Canadian parents have been invoking malnourished Indian children for three generations to encourage their own children to eat their crusts or lima beans. In that time, however, India has transformed itself from a land where millions of people died each year in famine to one whose explosive development has won it "emerging superpower" status. In the last 15 years, India's average annual economic growth has been 7 per cent.
It's expected to come close to that mark this year even amid the global economic crisis.
India has a booming information-technology industry, an exploding middle class and cities with sleek subway lines, neighbourhood sushi restaurants and rickshaw drivers who use cellphones. Last year it sent a rocket to the moon. But there is one thing that has not changed - the rate of childhood malnutrition, which still affects one in five children here and causes 3,000 infant deaths each day.
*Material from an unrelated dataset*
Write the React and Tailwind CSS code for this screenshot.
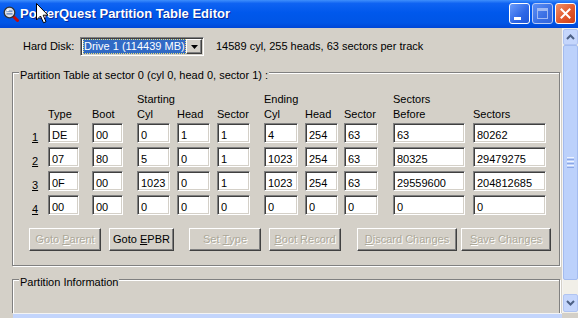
import React from "react";

const GRID =
  "grid grid-cols-[35px_44px_45px_40px_40px_47px_41px_39px_49px_80px_73px]";

const WIDTHS = [
  "w-[31px]",
  "w-[31px]",
  "w-[33px]",
  "w-[33px]",
  "w-[33px]",
  "w-[34px]",
  "w-[33px]",
  "w-[34px]",
  "w-[72px]",
  "w-[73px]",
];

const ROWS = [
  ["DE", "00", "0", "1", "1", "4", "254", "63", "63", "80262"],
  ["07", "80", "5", "0", "1", "1023", "254", "63", "80325", "29479275"],
  ["0F", "00", "1023", "0", "1", "1023", "254", "63", "29559600", "204812685"],
  ["00", "00", "0", "0", "0", "0", "0", "0", "0", "0"],
];

const SUNKEN =
  "bg-white border border-t-[#808080] border-l-[#808080] border-b-white border-r-white shadow-[inset_1px_1px_0_#404040,inset_-1px_-1px_0_#d4d0c8]";

const RAISED =
  "border border-t-white border-l-white border-b-[#404040] border-r-[#404040] shadow-[inset_-1px_-1px_0_#808080]";

function Edit({ w, value }) {
  return (
    <div className={`${w} h-[20px] ${SUNKEN} pl-[3px] leading-[22px] overflow-hidden whitespace-nowrap`}>
      {value}
    </div>
  );
}

function Btn({ cls, disabled, children }) {
  return (
    <div
      className={`${cls} h-[23px] ${RAISED} flex items-center justify-center whitespace-nowrap ${
        disabled ? "text-[#aca899] [text-shadow:1px_1px_0_#ffffff]" : "text-black"
      }`}
    >
      {children}
    </div>
  );
}

function TitleBar() {
  return (
    <div className="h-[28px] shrink-0 flex items-center bg-[linear-gradient(to_bottom,#3f8ffc_0%,#0f63f2_12%,#0058ec_45%,#0055e6_82%,#0046d6_100%)]">
      <svg width="16" height="16" viewBox="0 0 16 16" className="ml-[3px] -mt-[1px] shrink-0">
        <line x1="10" y1="10" x2="14.5" y2="14.5" stroke="#c40a0a" strokeWidth="3" strokeLinecap="round" />
        <circle cx="6.5" cy="6.5" r="5.3" fill="#dfe3ea" stroke="#333" strokeWidth="1.3" />
        <path d="M3.5 5.2h6M3.5 7.8h6" stroke="#5a7fb8" strokeWidth="1.2" />
        <circle cx="4.8" cy="4.3" r="1.1" fill="#fff" />
      </svg>
      <div className="ml-[1px] text-white font-bold text-[13px] leading-[16px] whitespace-nowrap [text-shadow:1px_1px_0_#0a2a9a]">
        PowerQuest Partition Table Editor
      </div>
      <div className="ml-auto mr-[2px] flex gap-[2px] -mt-[1px]">
        <div className="w-[21px] h-[21px] rounded-[3px] border border-white bg-[linear-gradient(135deg,#6b9cfb_0%,#2d66e6_60%,#2258d8_100%)] flex items-end">
          <div className="ml-[4px] mb-[3px] w-[7px] h-[3px] bg-white" />
        </div>
        <div className="w-[21px] h-[21px] rounded-[3px] border border-[#b8cbf6] bg-[linear-gradient(135deg,#5d8ff4_0%,#3a6fe4_60%,#3264dc_100%)] flex items-center justify-center">
          <div className="w-[11px] h-[11px] border border-[#9fb9f3] border-t-[3px]" />
        </div>
        <div className="w-[21px] h-[21px] rounded-[3px] border border-white bg-[linear-gradient(135deg,#f0926a_0%,#e2582d_55%,#cf3f15_100%)] flex items-center justify-center">
          <svg width="11" height="11" viewBox="0 0 11 11">
            <path d="M1.5 1.5L9.5 9.5M9.5 1.5L1.5 9.5" stroke="#fff" strokeWidth="2" strokeLinecap="square" />
          </svg>
        </div>
      </div>
    </div>
  );
}

function VScroll() {
  return (
    <div className="w-[16px] shrink-0 flex flex-col bg-[#f1efe8] border-l border-[#f4f4f4]">
      <div className="mt-[1px] h-[16px] rounded-[2px] bg-[#c5d6fc] border border-[#b0c4f2] flex items-center justify-center">
        <svg width="9" height="6" viewBox="0 0 9 6">
          <path d="M1 5L4.5 1.5L8 5" stroke="#4d6185" strokeWidth="2" fill="none" />
        </svg>
      </div>
      <div className="h-[235px] rounded-[2px] bg-[#bcd1fb] border border-[#a3bbef] flex flex-col items-center justify-center gap-[1px]">
        <div className="w-[7px] h-[1px] bg-[#eef3fe]" />
        <div className="w-[7px] h-[1px] bg-[#8ca7e6]" />
        <div className="w-[7px] h-[1px] bg-[#eef3fe]" />
        <div className="w-[7px] h-[1px] bg-[#8ca7e6]" />
        <div className="w-[7px] h-[1px] bg-[#eef3fe]" />
        <div className="w-[7px] h-[1px] bg-[#8ca7e6]" />
      </div>
      <div className="flex-1" />
      <div className="mb-[1px] h-[18px] rounded-[2px] bg-[#c5d6fc] border border-[#b0c4f2] flex items-center justify-center">
        <svg width="9" height="6" viewBox="0 0 9 6">
          <path d="M1 1L4.5 4.5L8 1" stroke="#4d6185" strokeWidth="2" fill="none" />
        </svg>
      </div>
    </div>
  );
}

function Cursor() {
  return (
    <svg
      width="14"
      height="22"
      viewBox="0 0 14 22"
      className="absolute left-[36px] top-[3px]"
    >
      <path
        d="M0.5 0.5L0.5 17L4.5 13L7.5 19.8L10 18.7L7.2 12.2L12 12.2Z"
        fill="#fff"
        stroke="#000"
        strokeWidth="1"
        strokeLinejoin="miter"
      />
    </svg>
  );
}

export default function App() {
  const headerA = ["", "", "", "Starting", "", "", "Ending", "", "", "Sectors", ""];
  const headerB = ["", "Type", "Boot", "Cyl", "Head", "Sector", "Cyl", "Head", "Sector", "Before", "Sectors"];
  return (
    <div className="relative w-[578px] h-[318px] overflow-hidden bg-[#d4d0c8] font-['Liberation_Sans',Arial,sans-serif] text-[11px] leading-[13px] text-black flex flex-col">
      <TitleBar />
      <div className="flex flex-1 min-h-0">
        <div className="w-[562px] flex flex-col pt-[9px] overflow-hidden">
          <div className="flex items-center h-[19px] pl-[23px]">
            <div className="w-[57px]">Hard Disk:</div>
            <div className={`w-[124px] h-[19px] ${SUNKEN} p-[1px] flex`}>
              <div className="ml-[1px] w-[103px] bg-[#316ac5] text-white outline-1 outline-dotted outline-[#e8dc78] -outline-offset-1 pl-[1px] flex items-center whitespace-nowrap">
                Drive 1 (114439 MB)
              </div>
              <div className={`ml-auto w-[16px] bg-[#d4d0c8] ${RAISED} flex items-center justify-center`}>
                <svg width="7" height="4" viewBox="0 0 7 4">
                  <path d="M0 0H7L3.5 4Z" fill="#000" />
                </svg>
              </div>
            </div>
            <div className="ml-[12px] whitespace-nowrap">14589 cyl, 255 heads, 63 sectors per track</div>
          </div>

          <div className="mt-[16px] ml-[12px] w-[548px] shrink-0 border border-[#808080] shadow-[inset_1px_1px_0_#ffffff,1px_1px_0_#ffffff] pb-[14px]">
            <div className="-mt-[4px] ml-[6px] px-[1px] w-fit bg-[#d4d0c8] leading-[13px] whitespace-nowrap">
              Partition Table at sector 0 (cyl 0, head 0, sector 1) :
            </div>
            <div className={`${GRID} mt-[10px] leading-[15px]`}>
              {headerA.map((h, i) => (
                <div key={"a" + i} className="whitespace-nowrap">{h}</div>
              ))}
              {headerB.map((h, i) => (
                <div key={"b" + i} className="whitespace-nowrap">{h}</div>
              ))}
            </div>
            <div className="mt-[1px] flex flex-col gap-[4px]">
              {ROWS.map((row, r) => (
                <div key={r} className={GRID}>
                  <div className="pl-[19px] pt-[4px] leading-[20px] h-[20px]">
                    <span className="underline">{r + 1}</span>
                  </div>
                  {row.map((v, c) => (
                    <Edit key={c} w={WIDTHS[c]} value={v} />
                  ))}
                </div>
              ))}
            </div>
            <div className="mt-[13px] flex">
              <Btn cls="ml-[16px] w-[72px]" disabled>
                Goto&nbsp;<span className="underline">P</span>arent
              </Btn>
              <Btn cls="ml-[8px] w-[65px]">
                Goto&nbsp;<span className="underline">E</span>PBR
              </Btn>
              <Btn cls="ml-[15px] w-[72px]" disabled>
                Set&nbsp;<span className="underline">T</span>ype
              </Btn>
              <Btn cls="ml-[8px] w-[72px]" disabled>
                <span className="underline">B</span>oot Record
              </Btn>
              <Btn cls="ml-[16px] w-[100px]" disabled>
                <span className="underline">D</span>iscard Changes
              </Btn>
              <Btn cls="ml-[4px] w-[90px]" disabled>
                <span className="underline">S</span>ave Changes
              </Btn>
            </div>
          </div>

          <div className="mt-[13px] ml-[12px] w-[548px] h-[80px] shrink-0 border border-[#808080] shadow-[inset_1px_1px_0_#ffffff,1px_1px_0_#ffffff]">
            <div className="-mt-[4px] ml-[6px] px-[1px] w-fit bg-[#d4d0c8] leading-[13px] whitespace-nowrap">
              Partition Information
            </div>
          </div>
        </div>
        <VScroll />
      </div>
      <div className="h-[5px] shrink-0 flex">
        <div className="w-[13px] bg-[#d4d0c8]" />
        <div className="flex-1 border-t border-[#f4f4f4] bg-[#c3d5fc]" />
        <div className="w-[16px] bg-[#d4d0c8]" />
      </div>
      <Cursor />
    </div>
  );
}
A staggering 40 per cent of undernourished children in the world are Indian; the rate here is twice as high as it is in all of Sub-Saharan Africa and five times higher than in China. The land of the economic boom finishes third-last on Unicef's global list of child nourishment, worse than either Sudan or Ethiopia. In fact, the number of starving children is increasing 2.5 per cent annually, while population growth is barely 1.4 per cent.
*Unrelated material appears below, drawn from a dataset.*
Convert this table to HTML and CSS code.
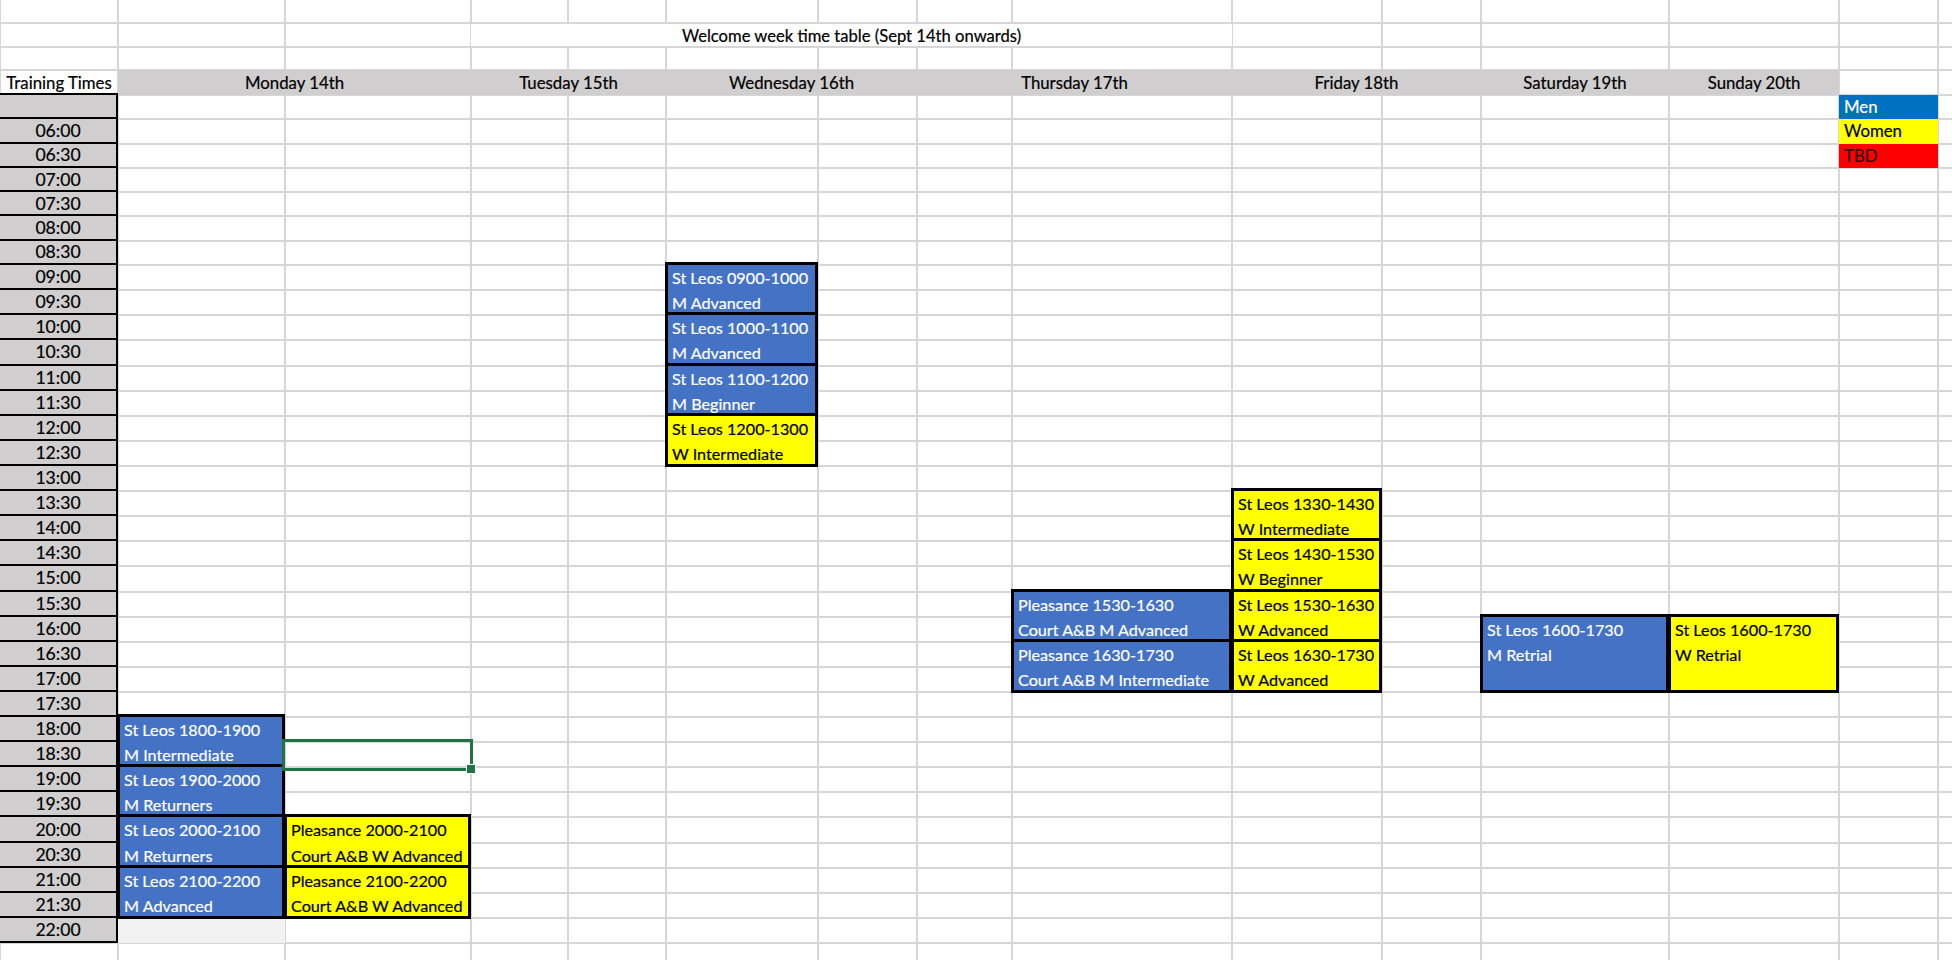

India's government itself professes shock that the situation has not improved as the economy has grown. "The problem of malnutrition is a matter of national shame," Prime Minister Manmohan Singh said last year. There is a growing sense that the scale of the problem does not befit a country claiming superpower status.
"It is embarrassing," acknowledges Mahesh Arora, who heads the national child-nutrition program through the Ministry of Women and Child Development. "We are trying our level best. You must realize India is a huge country and some areas are doing much better than others."
Better is a relative term. In the north and east, at least 55 per cent of children are malnourished; in the south it is about 30 per cent. The Adivasi family lives in the worst of the worst areas, and what happens in their house - and what doesn't - does much to explain why the problem persists.
The family has some of the basic problems that plague people around the world, having no land, no assets, no cash to buy food nor any real way to change their situation. As elsewhere, efforts to help the very poor here have been marred by corruption and mismanagement. But these ills are exacerbated by a collection of factors peculiar to India, from a squabble over the philosophical legacy of Mahatma Gandhi to intractable battles over caste hierarchy to the uncommonly stark powerlessness of Indian women."